Qual sua obra favorita de outro autor(a)?

Essa é a pergunta mais difícil de responder. Já tive tantos livros como favoritos, tudo depende bastante da fase em que eu estou. Hoje, vou dizer que é O Beijo do Rio, do Stefano Volp, por ser um livro de mistério (gênero que amo) no qual me identifiquei bastante com o protagonista. A história é super fluida, deixa a gente curioso e o melhor, é de um autor super querido.

 


Um livro da Karou!

Nome da obra?

Onde As Estrelas Não Brilham

Quando e em qual editora foi publicada?

Publiquei de maneira independente.

Existe um tema central nos seus poemas/poesias? Qual?

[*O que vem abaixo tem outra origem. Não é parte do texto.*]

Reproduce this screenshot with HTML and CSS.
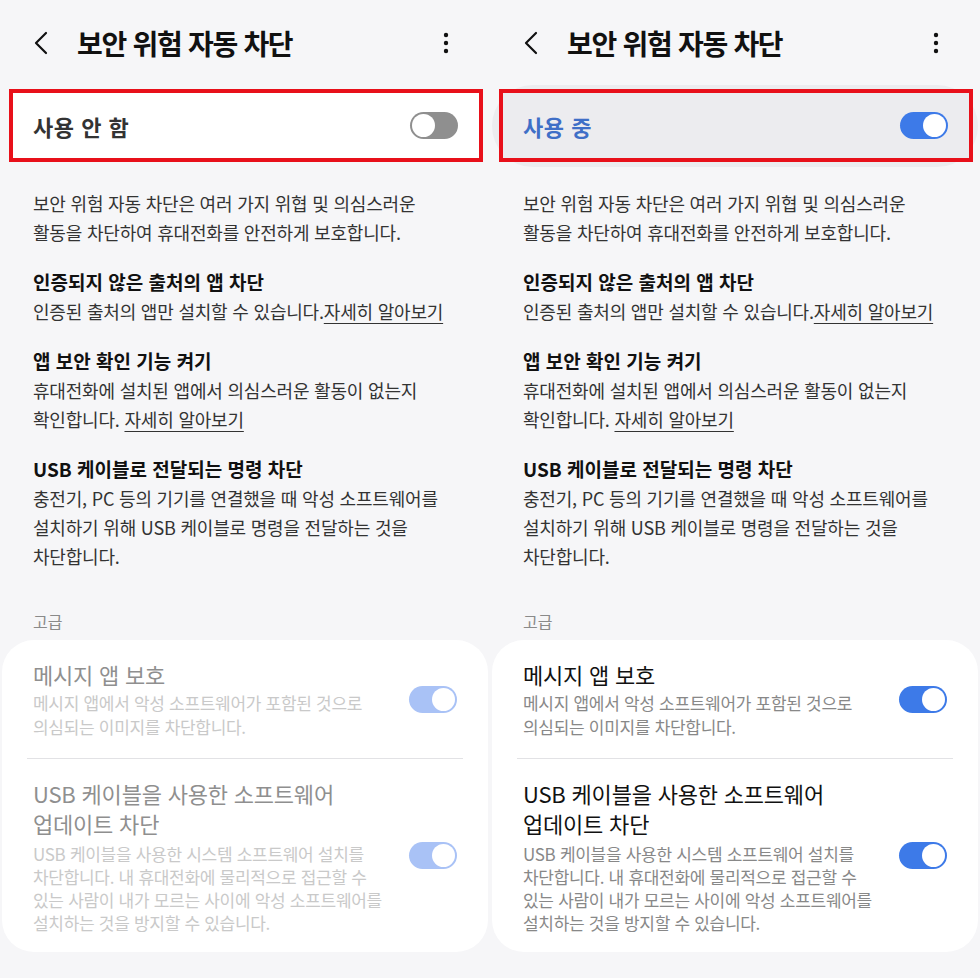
FILE: index.html
```html
<!DOCTYPE html>
<html lang="ko">
<head>
<meta charset="utf-8">
<title>보안 위험 자동 차단</title>
<link rel="stylesheet" href="styles.css">
</head>
<body>
<div class="screens">
  <section class="screen">
    <header class="appbar">
      <svg class="back" viewBox="0 0 20 26" width="20" height="26"><path d="M14 3 L4 13 L14 23" fill="none" stroke="#111" stroke-width="2.2" stroke-linecap="round" stroke-linejoin="round"/></svg>
      <h1 class="title">보안 위험 자동 차단</h1>
      <svg class="kebab" viewBox="0 0 6 22" width="6" height="22"><circle cx="3" cy="3" r="2.2" fill="#111"/><circle cx="3" cy="11" r="2.2" fill="#111"/><circle cx="3" cy="19" r="2.2" fill="#111"/></svg>
    </header>
    <div class="master">
      <div class="master-box">
        <span class="master-label">사용 안 함</span>
        <span class="toggle toggle--off"><span class="knob"></span></span>
      </div>
    </div>
    <div class="content">
      <p class="intro">보안 위험 자동 차단은 여러 가지 위협 및 의심스러운<br>활동을 차단하여 휴대전화를 안전하게 보호합니다.</p>
      <h2 class="sec-title">인증되지 않은 출처의 앱 차단</h2>
      <p class="sec-desc">인증된 출처의 앱만 설치할 수 있습니다.<a class="link">자세히 알아보기</a></p>
      <h2 class="sec-title">앱 보안 확인 기능 켜기</h2>
      <p class="sec-desc">휴대전화에 설치된 앱에서 의심스러운 활동이 없는지<br>확인합니다. <a class="link">자세히 알아보기</a></p>
      <h2 class="sec-title">USB 케이블로 전달되는 명령 차단</h2>
      <p class="sec-desc">충전기, PC 등의 기기를 연결했을 때 악성 소프트웨어를<br>설치하기 위해 USB 케이블로 명령을 전달하는 것을<br>차단합니다.</p>
      <p class="group-label">고급</p>
    </div>
    <div class="card card--disabled">
      <div class="item item--first">
        <div class="item-text">
          <div class="item-title">메시지 앱 보호</div>
          <div class="item-desc">메시지 앱에서 악성 소프트웨어가 포함된 것으로<br>의심되는 이미지를 차단합니다.</div>
        </div>
        <span class="toggle toggle--dim"><span class="knob"></span></span>
      </div>
      <div class="divider"></div>
      <div class="item item--second">
        <div class="item-text">
          <div class="item-title item-title--tall">USB 케이블을 사용한 소프트웨어<br>업데이트 차단</div>
          <div class="item-desc item-desc--tight">USB 케이블을 사용한 시스템 소프트웨어 설치를<br>차단합니다. 내 휴대전화에 물리적으로 접근할 수<br>있는 사람이 내가 모르는 사이에 악성 소프트웨어를<br>설치하는 것을 방지할 수 있습니다.</div>
        </div>
        <span class="toggle toggle--dim"><span class="knob"></span></span>
      </div>
    </div>
  </section>

  <section class="screen">
    <header class="appbar">
      <svg class="back" viewBox="0 0 20 26" width="20" height="26"><path d="M14 3 L4 13 L14 23" fill="none" stroke="#111" stroke-width="2.2" stroke-linecap="round" stroke-linejoin="round"/></svg>
      <h1 class="title">보안 위험 자동 차단</h1>
      <svg class="kebab" viewBox="0 0 6 22" width="6" height="22"><circle cx="3" cy="3" r="2.2" fill="#111"/><circle cx="3" cy="11" r="2.2" fill="#111"/><circle cx="3" cy="19" r="2.2" fill="#111"/></svg>
    </header>
    <div class="master master--on">
      <div class="master-box">
        <span class="master-label">사용 중</span>
        <span class="toggle toggle--on"><span class="knob"></span></span>
      </div>
    </div>
    <div class="content">
      <p class="intro">보안 위험 자동 차단은 여러 가지 위협 및 의심스러운<br>활동을 차단하여 휴대전화를 안전하게 보호합니다.</p>
      <h2 class="sec-title">인증되지 않은 출처의 앱 차단</h2>
      <p class="sec-desc">인증된 출처의 앱만 설치할 수 있습니다.<a class="link">자세히 알아보기</a></p>
      <h2 class="sec-title">앱 보안 확인 기능 켜기</h2>
      <p class="sec-desc">휴대전화에 설치된 앱에서 의심스러운 활동이 없는지<br>확인합니다. <a class="link">자세히 알아보기</a></p>
      <h2 class="sec-title">USB 케이블로 전달되는 명령 차단</h2>
      <p class="sec-desc">충전기, PC 등의 기기를 연결했을 때 악성 소프트웨어를<br>설치하기 위해 USB 케이블로 명령을 전달하는 것을<br>차단합니다.</p>
      <p class="group-label">고급</p>
    </div>
    <div class="card">
      <div class="item item--first">
        <div class="item-text">
          <div class="item-title">메시지 앱 보호</div>
          <div class="item-desc">메시지 앱에서 악성 소프트웨어가 포함된 것으로<br>의심되는 이미지를 차단합니다.</div>
        </div>
        <span class="toggle toggle--on"><span class="knob"></span></span>
      </div>
      <div class="divider"></div>
      <div class="item item--second">
        <div class="item-text">
          <div class="item-title item-title--tall">USB 케이블을 사용한 소프트웨어<br>업데이트 차단</div>
          <div class="item-desc item-desc--tight">USB 케이블을 사용한 시스템 소프트웨어 설치를<br>차단합니다. 내 휴대전화에 물리적으로 접근할 수<br>있는 사람이 내가 모르는 사이에 악성 소프트웨어를<br>설치하는 것을 방지할 수 있습니다.</div>
        </div>
        <span class="toggle toggle--on"><span class="knob"></span></span>
      </div>
    </div>
  </section>
</div>
</body>
</html>
```

FILE: styles.css
```css
* { box-sizing: border-box; }

html, body {
  margin: 0;
  padding: 0;
  background: #f6f6f8;
}

body {
  font-family: "Noto Sans CJK KR", "Noto Sans", sans-serif;
  color: #111;
  width: 980px;
  height: 978px;
  overflow: hidden;
}

.screens {
  display: flex;
}

.screen {
  width: 490px;
  flex: none;
}

/* app bar */
.appbar {
  height: 85px;
  display: flex;
  align-items: center;
  padding-left: 32px;
  padding-right: 41px;
}

.back {
  flex: none;
  margin-right: 25px;
}

.title {
  flex: 1;
  margin: 0;
  font-size: 28px;
  font-weight: 700;
  letter-spacing: -1.3px;
  line-height: 36px;
  color: #111;
}

.kebab {
  flex: none;
}

/* master switch */
.master {
  margin: 0 2px;
  height: 82px;
  border-radius: 41px;
  padding: 4px 5px 5px 7px;
  display: flex;
}

.master--on {
  background: #ececef;
}

.master-box {
  flex: 1;
  border: 4px solid #e8101a;
  background: #fff;
  display: flex;
  align-items: center;
  justify-content: space-between;
  padding: 0 21.5px 0 20px;
}

.master--on .master-box {
  background: #ececef;
}

.master-label {
  font-size: 22px;
  font-weight: 700;
  letter-spacing: 0.5px;
  color: #333;
}

.master--on .master-label {
  color: #3f6fc7;
}

/* toggles */
.toggle {
  flex: none;
  width: 48px;
  height: 27px;
  border-radius: 14px;
  position: relative;
  display: block;
}

.toggle .knob {
  position: absolute;
  top: 2px;
  width: 23px;
  height: 23px;
  border-radius: 50%;
  background: #fff;
}

.toggle--on {
  background: #3d7ae8;
}

.toggle--on .knob,
.toggle--dim .knob {
  right: 2px;
}

.toggle--dim {
  background: #a9c2f6;
}

.toggle--off {
  background: #8f8f8f;
}

.toggle--off .knob {
  left: 2px;
}

/* content */
.content {
  padding: 0 33px;
}

.intro,
.sec-desc {
  margin: 0;
  font-size: 18px;
  line-height: 29px;
  letter-spacing: -0.2px;
  color: #333;
  white-space: nowrap;
}

.intro {
  margin-top: 21.5px;
}

.sec-title {
  margin: 19px 0 0;
  font-size: 19px;
  font-weight: 700;
  line-height: 31px;
  letter-spacing: 0;
  color: #111;
}

.link {
  color: #333;
  text-decoration: underline;
  text-underline-offset: 4px;
  text-decoration-thickness: 1px;
}

.group-label {
  margin: 40.5px 0 0;
  font-size: 16px;
  line-height: 20px;
  color: #8a8a8a;
}

/* card */
.card {
  margin: 9px 2px 0;
  background: #fff;
  border-radius: 32px;
}

.item {
  display: flex;
  align-items: center;
  padding: 0 31px;
}

.item--first {
  padding-top: 20px;
  padding-bottom: 19px;
}

.item--second {
  padding-top: 19px;
  padding-bottom: 18.5px;
}

.item-text {
  flex: 1;
  min-width: 0;
  white-space: nowrap;
}

.item-title {
  font-size: 22px;
  line-height: 28px;
  letter-spacing: -0.2px;
  color: #111;
}

.item-title--tall {
  line-height: 30px;
}

.item-desc {
  margin-top: 3px;
  font-size: 17px;
  line-height: 24px;
  letter-spacing: -0.3px;
  color: #888;
}

.item-desc--tight {
  margin-top: 3.5px;
  line-height: 23px;
}

.divider {
  height: 1px;
  margin: 0 25px;
  background: #e2e2e5;
}

.card--disabled .item-title {
  color: #8f8f8f;
}

.card--disabled .item-desc {
  color: #c9c9c9;
}
```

Todos possuem um recorte racial muito forte. Nessa história, por exemplo, existem apenas pessoas negras. Para compreender o texto, é claro, é preciso ler o conto. Quando estava planejando o universo da história pensei: o que aconteceria se o racismo não existisse? E a partir daí passei a desenvolver todo o resto

O que te incentivou a escrever esse livro?

Vi uma thread no Twitter de um rapaz falando sobre como é difícil para um homem negro e gordo no Brasil encontrar e manter relacionamentos românticos e fiquei super mexida com o assunto. Em poucos dias pensei na história e escrevi.

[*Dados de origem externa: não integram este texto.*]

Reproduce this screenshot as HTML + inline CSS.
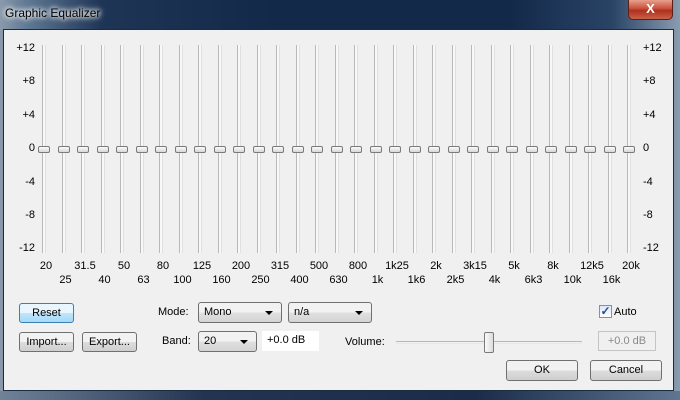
<!DOCTYPE html>
<html><head><meta charset="utf-8"><style>
*{margin:0;padding:0;box-sizing:border-box}
body{width:680px;height:400px;overflow:hidden;font-family:"Liberation Sans",sans-serif;font-size:11px;color:#000;position:relative;
background:linear-gradient(90deg,#8a9aab 0,#5f7893 4%,#1e3556 15%,#13294a 40%,#13294a 75%,#2a4466 90%,#8a9cb0 100%)}
.title{position:absolute;left:5px;top:6px;font-size:12px;color:#000;text-shadow:0 0 8px #fff,0 0 6px #fff,0 0 4px #fff}
.close{position:absolute;left:628px;top:0;width:45px;height:20px;border:1px solid #5a2018;border-top:none;border-radius:0 0 5px 5px;background:linear-gradient(#e8a08e,#c8503a 45%,#b03020 55%,#c86048);color:#fff;font-weight:bold;font-size:13px;text-align:center;line-height:18px}
.client{position:absolute;left:3px;top:29px;width:671px;height:362px;background:#f0f0f0;border:1px solid #1a2c44}
.bot{position:absolute;left:0;top:391px;width:680px;height:9px;background:linear-gradient(90deg,#6f8298,#22344f 30%,#1a2c48 70%,#5f7590)}
.a{position:absolute;white-space:nowrap}
.track{position:absolute;width:4px;top:45px;height:208px;border-left:1px solid #b8b8b8;border-right:1px solid #e0e0e0;background:#f8f8f8}
.thumb{position:absolute;width:12px;height:7px;top:146px;border:1px solid #7a7a7a;border-radius:2px;background:linear-gradient(#fafafa,#d8d8d8)}
.btn{position:absolute;height:20px;border:1px solid #707070;border-radius:3px;background:linear-gradient(#f2f2f2 50%,#dddddd 50%,#cfcfcf);text-align:center;line-height:18px}
.cb{position:absolute;height:21px;border:1px solid #707070;border-radius:3px;background:linear-gradient(#f2f2f2 50%,#e0e0e0 50%,#d4d4d4);padding-left:5px;line-height:19px}
.cb:after{content:"";position:absolute;right:8px;top:8px;border:4px solid transparent;border-top:4px solid #000;border-bottom:0}
</style></head><body>
<div class="title">Graphic Equalizer</div>
<div class="close">X</div>
<div class="bot"></div>
<div class="client"></div>
<div id="eq"></div>
<div class="btn" style="left:19px;top:303px;width:55px;border-color:#3c7fb1;background:linear-gradient(#eaf6fd 50%,#bee6fd 50%,#a7d9f5);">Reset</div>
<div class="btn" style="left:19px;top:332px;width:55px">Import...</div>
<div class="btn" style="left:82px;top:332px;width:55px">Export...</div>
<div class="a" style="left:158px;top:306px">Mode:</div>
<div class="a" style="left:162px;top:335px">Band:</div>
<div class="cb" style="left:198px;top:302px;width:84px">Mono</div>
<div class="cb" style="left:288px;top:302px;width:84px">n/a</div>
<div class="cb" style="left:198px;top:331px;width:59px">20</div>
<div class="a" style="left:262px;top:331px;width:57px;height:20px;background:#fff;padding:3px 0 0 5px">+0.0 dB</div>
<div class="a" style="left:345px;top:336px">Volume:</div>
<div class="a" style="left:396px;top:341px;width:186px;height:3px;border-top:1px solid #b8b8b8;border-bottom:1px solid #e8e8e8"></div>
<div class="a" style="left:484px;top:332px;width:10px;height:21px;border:1px solid #7a7a7a;border-radius:2px;background:linear-gradient(90deg,#fafafa,#dcdcdc)"></div>
<div class="a" style="left:598px;top:331px;width:58px;height:20px;border:1px solid #c4c4c4;color:#8a8a8a;text-align:center;line-height:18px">+0.0 dB</div>
<div class="a" style="left:599px;top:305px;width:13px;height:13px;border:1px solid #8e8f8f;background:linear-gradient(#dbe8f8,#fff);color:#2a4aa0;font-size:12px;font-weight:bold;line-height:11px;text-align:center">✓</div>
<div class="a" style="left:614px;top:306px">Auto</div>
<div class="btn" style="left:506px;top:360px;width:72px;height:21px;line-height:19px">OK</div>
<div class="btn" style="left:590px;top:360px;width:72px;height:21px;line-height:19px">Cancel</div>
<script>
var eq=document.getElementById('eq'),h='';
var f=['20','25','31.5','40','50','63','80','100','125','160','200','250','315','400','500','630','800','1k','1k25','1k6','2k','2k5','3k15','4k','5k','6k3','8k','10k','12k5','16k','20k'];
for(var i=0;i<31;i++){var x=44+i*19.5;
h+='<div class="track" style="left:'+(x-2)+'px"></div><div class="thumb" style="left:'+(x-6)+'px"></div>';
h+='<div class="a" style="left:'+(x-30)+'px;width:64px;text-align:center;top:'+(i%2?274:260)+'px">'+f[i]+'</div>';}
var d=['+12','+8','+4','0','-4','-8','-12'];
for(var j=0;j<7;j++){var y=42+j*33.4;
h+='<div class="a" style="left:0;width:35px;text-align:right;top:'+y+'px">'+d[j]+'</div>';
h+='<div class="a" style="left:643px;top:'+y+'px">'+d[j]+'</div>';}
eq.innerHTML=h;
</script>
</body></html>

Existe algum posicionamento político ou cultural na obra?

Definitivamente sim. Tudo está nas entrelinhas.

Qual a relevância dos personagens implícitos/explícitos da obra?

Nessa história, temos João, o protagonista, um programador que foi abandonado pela mulher que amava, Carla, e não se sente mais capaz de ser ou fazer nada. Também temos Rita, uma programadora inteligentíssima, forte e muito amorosa, que trabalha muito para conseguir o seu lugar às estrelas e não deixa que ninguém tome o seu lugar. A interação entre esses dois é belíssima e muito potente. Juntos eles mostram que ser quem é não te impede de absolutamente nada, você pode sim salvar o mundo, você pode sim encontrar o amor. É inspirador, modéstia à parte.

Qual a poesia mais marcante desse livro?

Tem uma frase que os personagens repetem na história que diz muito sobre mim também. Tem uma importância que já conhecemos e fez muito sentido dentro do contexto da história. Eles sempre olham um para o outro e dizem: “Eu sou porque nós somos”.